A Dérive to the Airport: Breadcrumbs

August 25, 2014  •  Leave a Comment

The GPS track for my airport derive.The GPS track for my airport derive.

 

 

When I set out on my walk to the airport, it was truly a last minute decision. I left the house with nothing more in mind than to have a satisfying, relaxing ramble through new territory. I left without a camera. More precisely, I left without a serious camera which, these days, is my Olympus OM-D E5. 

 

What I did have was my iPhone 5, already set up to track my journey so that I would know how long my trip was in time and distance and to graphically map my path. I have used the Motion-X GPS app for a few years now and have a good collection of walking tracks. I particularly like the visual form of the mapped tracks, lines, shapes and volumes created on the landscape by the simple act of walking. A collaborative art form.

 

While I love photography, I also love to walk and those two activities are somewhat in conflict. Walking suggests movement while photography usually requires stopping. A simple one hour saunter can easily turn into a multiple hour assignment (read: work!) when photography comes into play. 

 

I had just finished an assignment. Now I just want to walk.

 

Out the door, I proceed down our tree-lined street, cross the little bridge at the mouth of Omand’s Creek, pass behind historic St.

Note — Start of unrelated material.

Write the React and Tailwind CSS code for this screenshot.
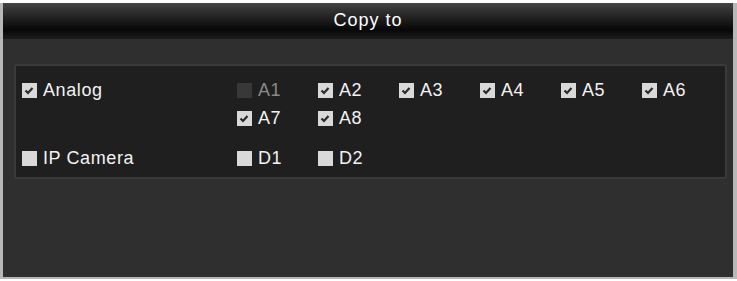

James Anglican Church and the overgrown cemetery surrounding it. Then, coyly, a bent yellow and black warning sign overpainted with bright blue footprints catches my eye. What does it mean? Who decided that blue footprints painted on a bent sign was a good idea? What great colour! The inevitable happens. Out comes the iPhone. Compose. Click. 

 

 

My stroll is innocent no more.  

 

The iPhone is not a bad camera. It is a digital Instamatic (my homage to long-gone Kodak) allowing one to choose when to push the button and where to point the camera. All the finicky “how” details like shutter speed and aperture are pre-managed by the camera-maker. For this walk, pushing and pointing seemed the perfect pairing for a dérive, the purpose of walking not diminished and the art of clicking not work.

 

Each photo is a quick response to a visual cue, driving me to follow a road or path or to change course. A simple look-walk-point-click-look-walk-point-click cyclical process. In keeping with this approach, the 36 photographs in this book are arranged chronologically (edited down from the 95 images made along the way) and minimally processed in Lightroom, with small tonal and colour adjustments. Only seven of the photographs have been cropped slightly to improve composition.